§ EXERCISE GOAL
What follows is a set of records; restate each one word for word and drop the pictures.

§ Stored items from a collection
-- BEGIN --

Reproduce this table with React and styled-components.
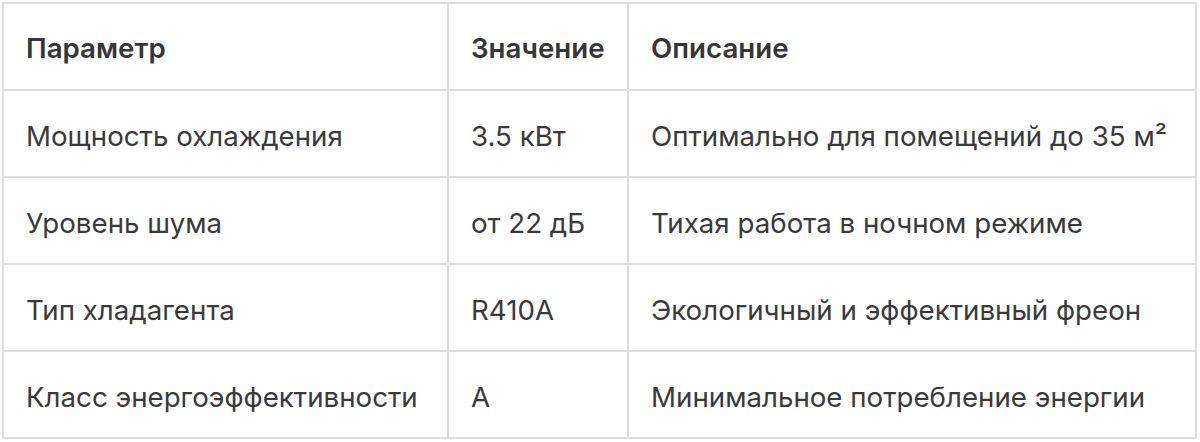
import styled, { createGlobalStyle } from "styled-components";

const GlobalStyle = createGlobalStyle`
  body {
    margin: 0;
    background: #fff;
    font-family: Inter, "Noto Sans", sans-serif;
  }
`;

const specs = [
  ["Мощность охлаждения", "3.5 кВт", "Оптимально для помещений до 35 м²"],
  ["Уровень шума", "от 22 дБ", "Тихая работа в ночном режиме"],
  ["Тип хладагента", "R410A", "Экологичный и эффективный фреон"],
  ["Класс энергоэффективности", "A", "Минимальное потребление энергии"],
];

export default function App() {
  return (
    <>
      <GlobalStyle />
      <Wrapper>
        <Table>
          <colgroup>
            <Col $width="445px" />
            <Col $width="180px" />
            <Col />
          </colgroup>
          <thead>
            <tr>
              <Th>Параметр</Th>
              <Th>Значение</Th>
              <Th>Описание</Th>
            </tr>
          </thead>
          <tbody>
            {specs.map(([name, value, desc]) => (
              <tr key={name}>
                <Td>{name}</Td>
                <Td>{value}</Td>
                <Td>{desc}</Td>
              </tr>
            ))}
          </tbody>
        </Table>
      </Wrapper>
    </>
  );
}

const Wrapper = styled.div`
  padding: 2px 3px 2px 2px;
`;

const Table = styled.table`
  width: 100%;
  border-collapse: collapse;
  table-layout: fixed;
`;

const Col = styled.col`
  width: ${(p) => p.$width || "auto"};
`;

const Th = styled.th`
  height: 87px;
  box-sizing: border-box;
  padding: 2px 22px 0;
  border: 2px solid #dedede;
  text-align: left;
  font-size: 27.7px;
  font-weight: 600;
  color: #363636;
`;

const Td = styled.td`
  height: 87px;
  box-sizing: border-box;
  padding: 4px 22px 0;
  border: 2px solid #dedede;
  font-size: 27.7px;
  color: #3a3a3a;
  white-space: nowrap;
`;
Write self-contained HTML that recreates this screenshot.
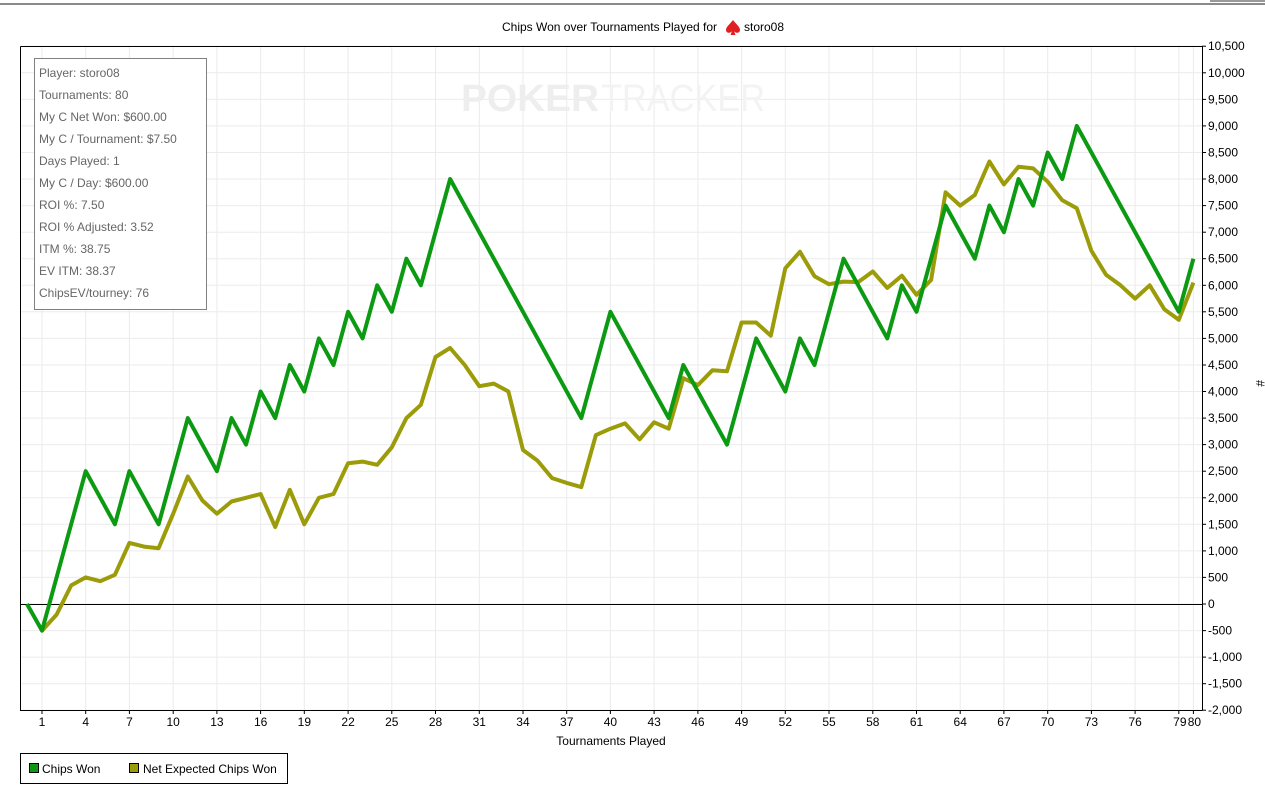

-- END --

§ RIGHT ANSWER
Reproduce this table with React and styled-components.
import styled, { createGlobalStyle } from "styled-components";

const GlobalStyle = createGlobalStyle`
  body {
    margin: 0;
    background: #fff;
    font-family: Inter, "Noto Sans", sans-serif;
  }
`;

const specs = [
  ["Мощность охлаждения", "3.5 кВт", "Оптимально для помещений до 35 м²"],
  ["Уровень шума", "от 22 дБ", "Тихая работа в ночном режиме"],
  ["Тип хладагента", "R410A", "Экологичный и эффективный фреон"],
  ["Класс энергоэффективности", "A", "Минимальное потребление энергии"],
];

export default function App() {
  return (
    <>
      <GlobalStyle />
      <Wrapper>
        <Table>
          <colgroup>
            <Col $width="445px" />
            <Col $width="180px" />
            <Col />
          </colgroup>
          <thead>
            <tr>
              <Th>Параметр</Th>
              <Th>Значение</Th>
              <Th>Описание</Th>
            </tr>
          </thead>
          <tbody>
            {specs.map(([name, value, desc]) => (
              <tr key={name}>
                <Td>{name}</Td>
                <Td>{value}</Td>
                <Td>{desc}</Td>
              </tr>
            ))}
          </tbody>
        </Table>
      </Wrapper>
    </>
  );
}

const Wrapper = styled.div`
  padding: 2px 3px 2px 2px;
`;

const Table = styled.table`
  width: 100%;
  border-collapse: collapse;
  table-layout: fixed;
`;

const Col = styled.col`
  width: ${(p) => p.$width || "auto"};
`;

const Th = styled.th`
  height: 87px;
  box-sizing: border-box;
  padding: 2px 22px 0;
  border: 2px solid #dedede;
  text-align: left;
  font-size: 27.7px;
  font-weight: 600;
  color: #363636;
`;

const Td = styled.td`
  height: 87px;
  box-sizing: border-box;
  padding: 4px 22px 0;
  border: 2px solid #dedede;
  font-size: 27.7px;
  color: #3a3a3a;
  white-space: nowrap;
`;
Write self-contained HTML that recreates this screenshot.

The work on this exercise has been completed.